Throughout the ninety-minute virtual session, each of the four panelists touched on how their health humanities backgrounds gave them the communication skills necessary to excel in their lines of work. As a member of the HHIVE Lab, Manisha devoted her time to researching clinical empathy with Dr. Jane Thrailkill. Today, she puts this experience to use in patient interactions on a daily basis. She explained how she acts as a “linkage between clinical care and social work,” spending most of her time with the homeless and uninsured individuals who enter Bellevue’s ER. Brandon, on the other hand, uses his communication skills in discussions with stakeholders, state associations, and even fellow specialists. He thanks his health humanities background for providing him with the knowledge and flexibility necessary to flourish in his professional interactions.

Equally as important as oral communication is written communication. Across each of their individual stories, one theme was made abundantly clear—writing is an essential skill in a wide array of health careers. Both Megan and Manisha’s jobs task them with writing for the general public. To do so successfully, they have to adapt to a more concise, simple writing style that can be understood by all target audiences. Katie puts her rhetorical muscles to work crafting policy briefs for state health officials, where she must write both succinctly and argumentatively. Brandon’s work requires him to write in numerous different genres, from CDC website pages and video scripts to banner ads and infographics. Though each of their jobs may require different genres, they all credit their success and flexibility in writing to their humanities backgrounds. In fact, Brandon’s biggest piece of advice was to take a creative writing class: although it is “very different from scientific writing,” he explains, the narrative skills these classes teach can be very beneficial in numerous writing forms spanning many career types.

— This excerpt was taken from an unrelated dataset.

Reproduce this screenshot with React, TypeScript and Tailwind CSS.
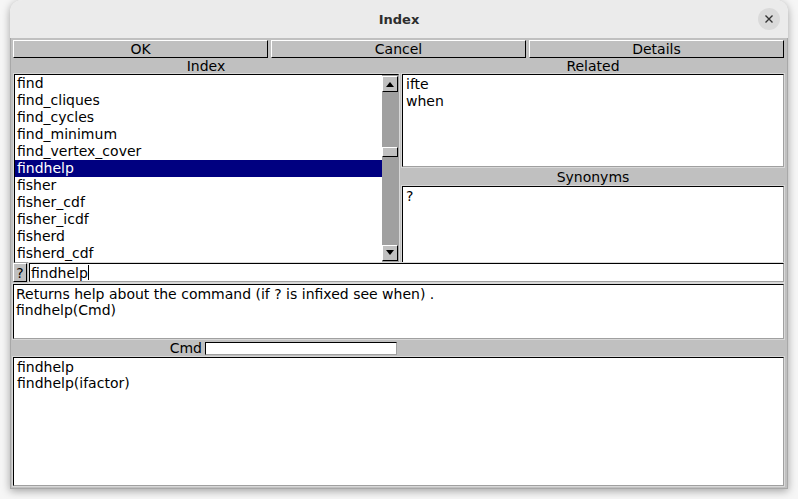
import React from "react";

const indexItems = [
  "find",
  "find_cliques",
  "find_cycles",
  "find_minimum",
  "find_vertex_cover",
  "findhelp",
  "fisher",
  "fisher_cdf",
  "fisher_icdf",
  "fisherd",
  "fisherd_cdf",
];

const sunken = "border-t border-l border-t-black border-l-black border-b border-r border-b-[#a0a0a0] border-r-[#a0a0a0] outline outline-1 outline-[#d8d8d8]";

function Button({ label }: { label: string }) {
  return (
    <div className="h-[18px] flex items-center justify-center bg-[#c0c0c0] border-t border-l border-t-white border-l-white border-b border-r border-b-black border-r-black text-[14px] leading-none text-black">
      {label}
    </div>
  );
}

function ArrowButton({ up }: { up: boolean }) {
  return (
    <div className="w-[16px] h-[16px] bg-[#c0c0c0] flex items-center justify-center border-t border-l border-t-white border-l-white border-b border-r border-b-black border-r-black">
      <svg width="10" height="6" viewBox="0 0 10 6">
        {up ? <polygon points="1,6 9,6 5,1" fill="#000" /> : <polygon points="1,0 9,0 5,5" fill="#000" />}
      </svg>
    </div>
  );
}

export default function App() {
  return (
    <div className="w-[798px] h-[499px] bg-[#f6f6f6] px-[10px] overflow-hidden" style={{ fontFamily: '"DejaVu Sans", sans-serif' }}>
      <div className="w-[778px] h-[489px] rounded-t-[12px] flex flex-col shadow-[0_2px_8px_rgba(0,0,0,0.35)] overflow-hidden">
        {/* title bar */}
        <div className="h-[38px] bg-[#ebebeb] relative flex items-center justify-center shrink-0">
          <span className="text-[13px] font-bold text-[#2e2e2e] mt-[1px]">Index</span>
          <div className="absolute right-[8px] top-[8px] w-[22px] h-[22px] rounded-full bg-[#dadada] flex items-center justify-center">
            <svg width="10" height="10" viewBox="0 0 10 10">
              <path d="M1.5 1.5 L8.5 8.5 M8.5 1.5 L1.5 8.5" stroke="#333" strokeWidth="1.4" />
            </svg>
          </div>
        </div>

        {/* body */}
        <div className="flex-1 bg-[#c0c0c0] flex flex-col pl-[2px] pr-[3px] pt-[2px] border-l border-r border-b border-[#a8a8a8] text-[14px] text-black">
          <div className="grid grid-cols-3 gap-[3px]">
            <Button label="OK" />
            <Button label="Cancel" />
            <Button label="Details" />
          </div>

          <div className="grid grid-cols-[386px_1fr] gap-[3px] h-[16px] items-center leading-none">
            <div className="text-center">Index</div>
            <div className="text-center">Related</div>
          </div>

          <div className="flex gap-[3px] h-[189px]">
            {/* index list */}
            <div className={`w-[385px] ml-[1px] bg-white flex ${sunken}`}>
              <div className="flex-1 flex flex-col">
                {indexItems.map((it) => (
                  <div
                    key={it}
                    className={`h-[17px] leading-[17px] pl-[2px] ${it === "findhelp" ? "bg-[#000080] text-white" : ""}`}
                  >
                    {it}
                  </div>
                ))}
              </div>
              <div className="w-[16px] bg-[#a0a0a0] flex flex-col pt-[1px] pb-[1px]">
                <ArrowButton up />
                <div className="flex-1 relative">
                  <div className="absolute left-0 top-[55px] w-[16px] h-[10px] bg-[#c0c0c0] border-t border-l border-t-white border-l-white border-b border-r border-b-black border-r-black" />
                </div>
                <ArrowButton up={false} />
              </div>
            </div>

            {/* right column */}
            <div className="flex-1 flex flex-col">
              <div className={`h-[93px] bg-white flex flex-col pl-[3px] pt-[1px] leading-[17px] ${sunken}`}>
                <div>ifte</div>
                <div>when</div>
              </div>
              <div className="h-[19px] flex items-center justify-center leading-none">Synonyms</div>
              <div className={`flex-1 bg-white pl-[3px] pt-[1px] leading-[17px] ${sunken}`}>?</div>
            </div>
          </div>

          {/* search row */}
          <div className="flex gap-[2px] h-[19px]">
            <div className="w-[14px] bg-[#c0c0c0] flex items-center justify-center border-t border-l border-t-white border-l-white border-b border-r border-b-black border-r-black leading-none">?</div>
            <div className={`flex-1 bg-white flex items-center pl-[1px] ${sunken}`}>
              <span className="leading-none">findhelp</span>
              <span className="w-[1px] h-[15px] bg-black" />
            </div>
          </div>

          {/* description */}
          <div className={`h-[55px] mt-[2px] bg-white pl-[2px] pt-[1px] leading-[16px] ${sunken}`}>
            <div>Returns help about the command (if ? is infixed see when) .</div>
            <div>findhelp(Cmd)</div>
          </div>

          {/* cmd row */}
          <div className="h-[18px] flex items-center">
            <div className="w-[384px] flex items-center justify-end gap-[3px]">
              <span className="leading-none">Cmd</span>
              <div className="w-[192px] h-[13px] bg-white border-t border-l border-t-black border-l-black border-b border-r border-b-[#a0a0a0] border-r-[#a0a0a0]" />
            </div>
          </div>

          {/* commands list */}
          <div className={`flex-1 mb-[2px] bg-white pl-[3px] pt-[1px] leading-[16px] ${sunken}`}>
            <div>findhelp</div>
            <div>findhelp(ifactor)</div>
          </div>
        </div>
      </div>
    </div>
  );
}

Overall, each of the panelists was grateful for the interdisciplinary nature of their health humanities educations. Although Brandon’s line of work is not directly associated with the health humanities, he explained how HHIVE taught him the importance of considering the historical context of health issues, a technique that he claims has supported his work greatly. For Manisha, HHIVE was one of her first experiences with research outside of a traditional laboratory setting. She utilizes the qualitative interviewing skills that she picked up from HHIVE in her research today. Initially a pre-med student, Katie’s HHIVE Lab experiences taught her to open her mind to other fields; this led her to health policy, where she continues to foster the qualitative research and empathy skills that she learned through the health humanities. Megan values the humanities for its flexibility, adaptability, and most of all, its core spirit of generosity: “assuming a higher level of knowledge than the public and being willing to share your tools with them is something that others in the health field without humanities backgrounds may not be inclined to do.”


Black and white headshot of a curly-haired woman standing against a neutral background and folding her arms. She wears a suit and cocks her head right in a smirk.

Baylee Materia is an undergraduate at UNC studying Neuroscience and Pre-Med. When she made the decision to enter college as a STEM major, she assumed that she would have to toss her love of humanities aside. Discovering the HHIVE lab taught her not only that she can merge these seemingly contrasting passions of hers, but that an interdisciplinary approach is essential in a pre-medical curriculum. The job of a physician goes beyond the concrete science and technical intellect; one must be emotionally intelligent and able to understand the complex socioeconomic and cultural determinants of health. With a background in the health humanities, Baylee hopes to become a member of a new generation of healthcare professionals that approaches their work with a more nuanced and compassionate perspective.